When I taught English in Japan, I lived in the countryside. My little town of 10,000, which was formerly five tiny towns, sprawled out over a two-hour drive through the mountains. The nearest city to me was an hour’s drive from my apartment, or a thirty-minute drive from the edge of town.
As I don’t particularly care for driving, especially in anything remotely like a city, I did most of my shopping locally. I braved the city when I absolutely had to, and even then I had to need an item desperately before I ventured out. Tennis shoes were one such item, and I bought two pairs to be safe. So was a printer. I believe I was already in town when I bought both of those. No special trip required. I never did work up enough desire for longer curtains, so mine remained six inches too short for the door leading out to my balcony.
Most other items I could purchase in town. Fruits, vegetables, meats; shampoos and other hygiene products; pencils and paper; bubble wrap and other packing supplies; a heater; a laundry “tree” to hang my clothes on to dry; kitchen utensils and supplies; bug spray; a broom; hand warmers. If I had wanted to garden, to fix up my home, or buy some clothing (not that it would have fit me), I could have done that fairly well in my town.
Except for one or two, which were chain stores, all of the shops were small and, as far as I’m aware, locally run. I never stopped to ask, so don’t take my word for it, but that was how it appeared to me.
At first I had been too nervous and uncertain to venture into the larger parts of town to shop, despite teaching in those areas. I stuck to the two tiny stores on my street. One was hardly as big as my dining room, and it had a few food items (I remember buying microwavable bowls of rice) and some clothing and shampoos. The woman who ran the store talked with me both times I was there, even though we had to use dictionaries and gestures to communicate.
The other nearby store was more of a small market run by the grandfather of a student of mine. They had produce, fish, meats, chips and snacks, cereal, some canned goods, and basic kitchen supplies. The grandfather would always give me a service item (called “sah-bee-su” in Japanese). Service items are small items that are given to patrons for free, like a “thank you for shopping here” item. Sometimes I received an orange, but many times he gave me a small can of coffee, warm in the winter and cold in the summer. Service items typically come from smaller shops, in my experience, and it’s best to accept them even if, like me, you don’t care for oranges or cold coffee.
After a few months, my shopping routine broadened then cemented itself. If I needed something quickly or was too lazy to get in the car and drive ten to twenty minutes, I stopped by the grandfather’s store. Otherwise, I grocery shopped after work, since it was on my way home. Depending on which part of town I was coming from or what I needed, I stopped at a few different stores. They all carried roughly the same items–primarily food, with some other items like plates, laundry detergent, shampoo, and paper. However, I knew that the coffee I liked was at a certain store, or that another shop had the ice cream I liked.

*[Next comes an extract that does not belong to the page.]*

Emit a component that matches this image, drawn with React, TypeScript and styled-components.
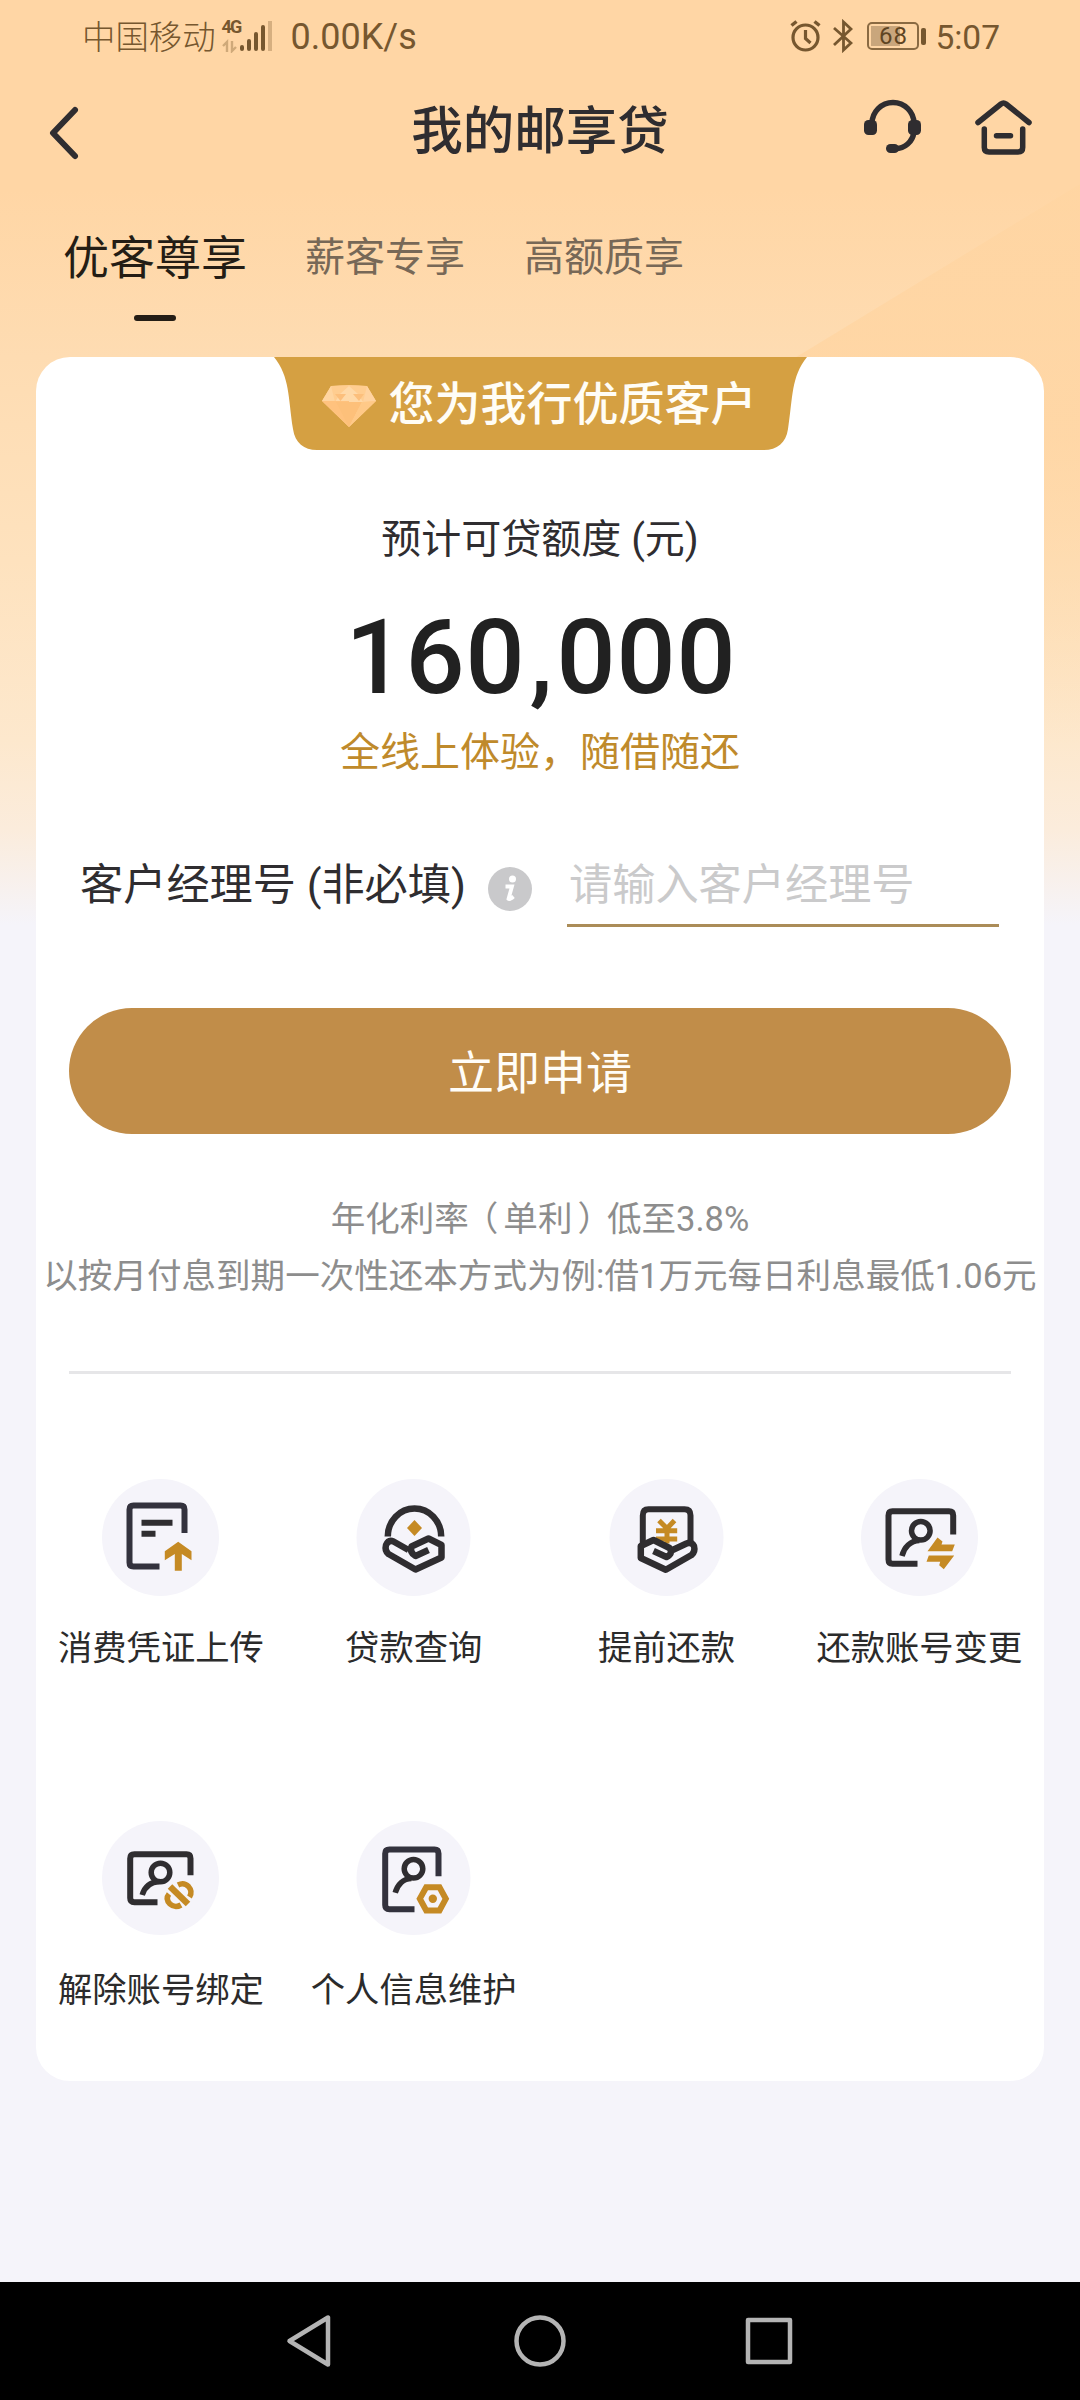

My favorite part about these stores was the food cooked in-house. They sold all sorts of dishes! Yakitori (grilled chicken on a skewer), fried fish, tempura vegetables, chirashi (rice with egg, ham, and other assorted yummies), potato salad, macaroni salad, green beans, and a variety of salads, just to name a few off the top of my head. I found dishes I would kill to know how to make. (I tried replicating one side dish, and it turned out okay but still not the same. Check out the image below for said side dish.) I learned which place made the better macaroni salad, which ones wouldn’t have the chicken miso katsu I wanted, and to snag the salad I loved whenever I saw it in stock. I only wish I had started purchasing these meals sooner. They were delicious, fresh, and inexpensive. I took them home for dinner, saved them for weekend meals, and had them for lunch occasionally.
One other fun bit about food-buying was that a yakitori vendor set up his stall outside one of the stores in town once a month, plus another time on the other side of town once a month. I’ve heard that he sold the chicken skewers for slightly more than they were worth, but they were fresh off the grill and delicious, so I didn’t mind shelling out ¥500 (about $5 USD at the time) for a set of five skewers.
Overall, I was perfectly pleased with the variety and quality of items I could buy in my small town. Not only did it save me many a trip into the cities, but it made me feel more connected with the areas I taught in. I met my students’ families. My students saw me buying ice cream and pasta. I got to talk with townsfolk I otherwise wouldn’t have encountered. On top of that, I felt like I was giving back to the town, especially when I knew I was buying from a mom-and-pop store.
Now I’ve made myself hungry for the in-house food I mentioned. Great. When’s my next trip to Japan, guys?